Keberlanjutan perkembangan praktek mencegah pengetahuan kita berubah menjadi dogma yang kaku. Pada saat yang sama, kenyataan absolut dari praktek sebagai kriteria kebenaran memungkinkannya untuk membedakan pengetahuan yang benar secara objektif dari penyimpangan, kesalahan, dan fantasi yang tidak berdasar.
Selanjutnya, kita bisa mulai mempelajari dialektika proses kognisi.
Sebagai contoh, pengetahuan kita tentang elemen-elemen kimia telah berkembang sejak pertengahan abad ke-19 dengan penemuan hukum periodik oleh Dmitri Mendeleyev.
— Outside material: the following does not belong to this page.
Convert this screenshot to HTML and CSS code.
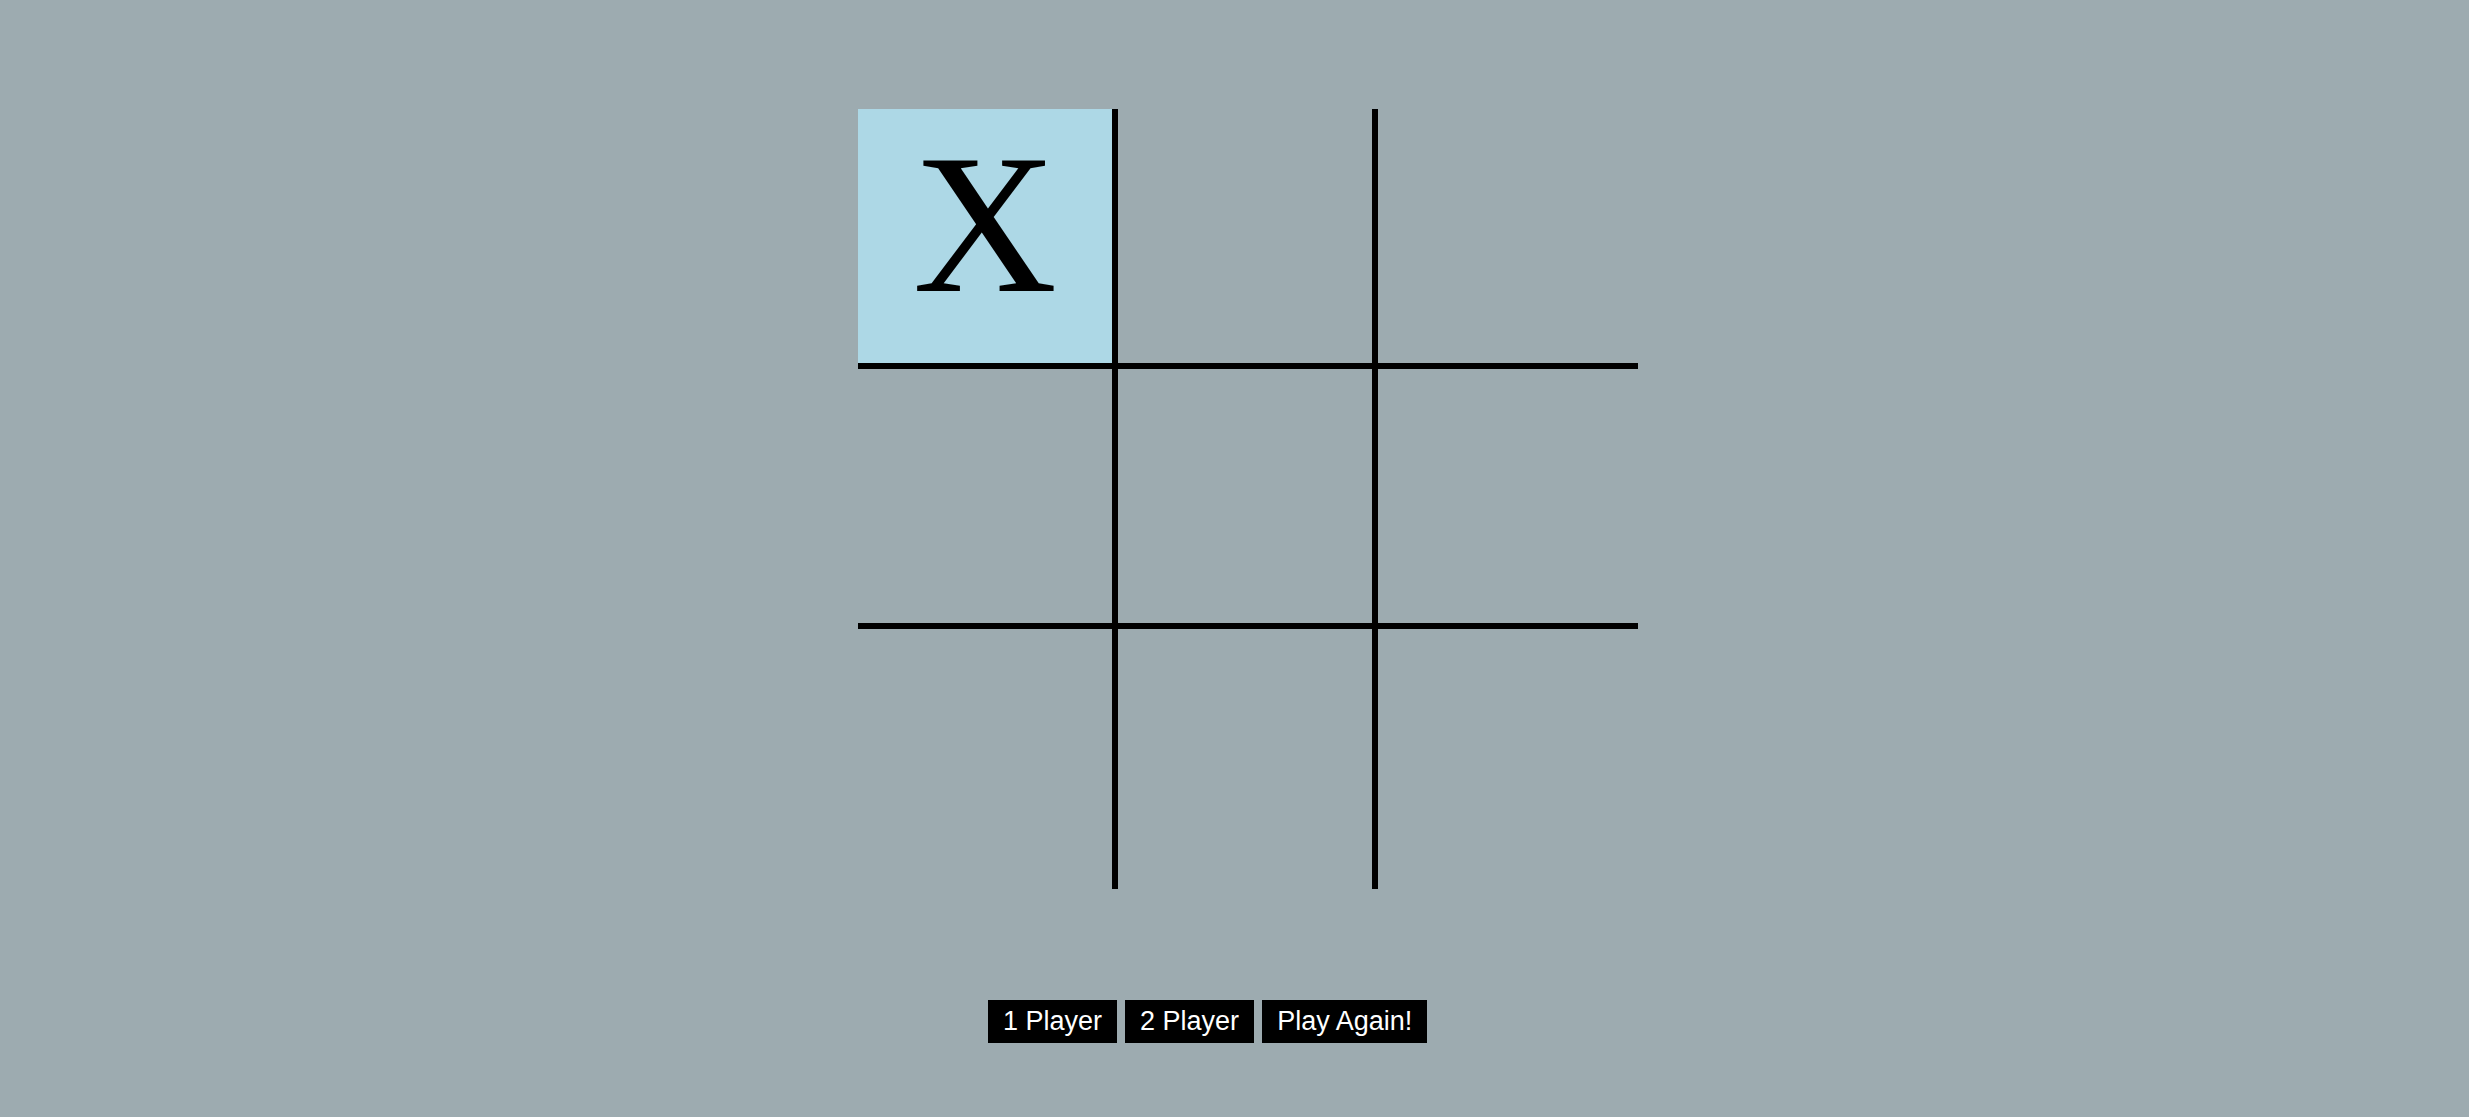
FILE: index.html
```html
<!DOCTYPE html>
<html lang="en">
<head>
<meta charset="utf-8">
<title>Tic Tac Toe</title>
<link rel="stylesheet" href="styles.css">
</head>
<body>
<div class="page">
  <div class="board">
    <div class="cell lit">X</div>
    <div class="cell"></div>
    <div class="cell"></div>
    <div class="cell"></div>
    <div class="cell"></div>
    <div class="cell"></div>
    <div class="cell"></div>
    <div class="cell"></div>
    <div class="cell"></div>
  </div>
  <div class="controls">
    <button class="btn">1 Player</button>
    <button class="btn">2 Player</button>
    <button class="btn">Play Again!</button>
  </div>
</div>
</body>
</html>
```
FILE: styles.css
```css
html, body {
  margin: 0;
  padding: 0;
  background: #9dabb0;
}

.page {
  padding-top: 109px;
}

.board {
  display: grid;
  grid-template-columns: repeat(3, 260px);
  grid-auto-rows: 260px;
  width: 780px;
  margin-left: 858px;
}

.cell {
  box-sizing: border-box;
  font-family: "Liberation Serif", "Times New Roman", serif;
  font-size: 200px;
  line-height: normal;
  text-align: center;
  color: #000;
  overflow: hidden;
}

.cell:nth-child(3n+1),
.cell:nth-child(3n+2) {
  border-right: 6px solid #000;
}

.cell:nth-child(-n+6) {
  border-bottom: 6px solid #000;
}

.cell.lit {
  background: #add8e6;
}

.controls {
  display: flex;
  gap: 8px;
  margin: 111px 0 0 988px;
}

.btn {
  background: #000;
  color: #fff;
  border: none;
  border-radius: 0;
  font-family: "Liberation Sans", Arial, sans-serif;
  font-size: 27px;
  line-height: 31px;
  padding: 6px 15px;
  margin: 0;
}
```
Penemuan ini, seperti kebenaran ilmiah lainnya, merupakan perpaduan antara kebenaran relatif dan absolut dalam pengetahuan. Sementara pengetahuan kita terus berkembang, pergerakan menuju kebenaran absolut berlanjut tanpa henti, karena materi tidak terbatas dan setiap tahap dari praktek sosio-historis terbatas.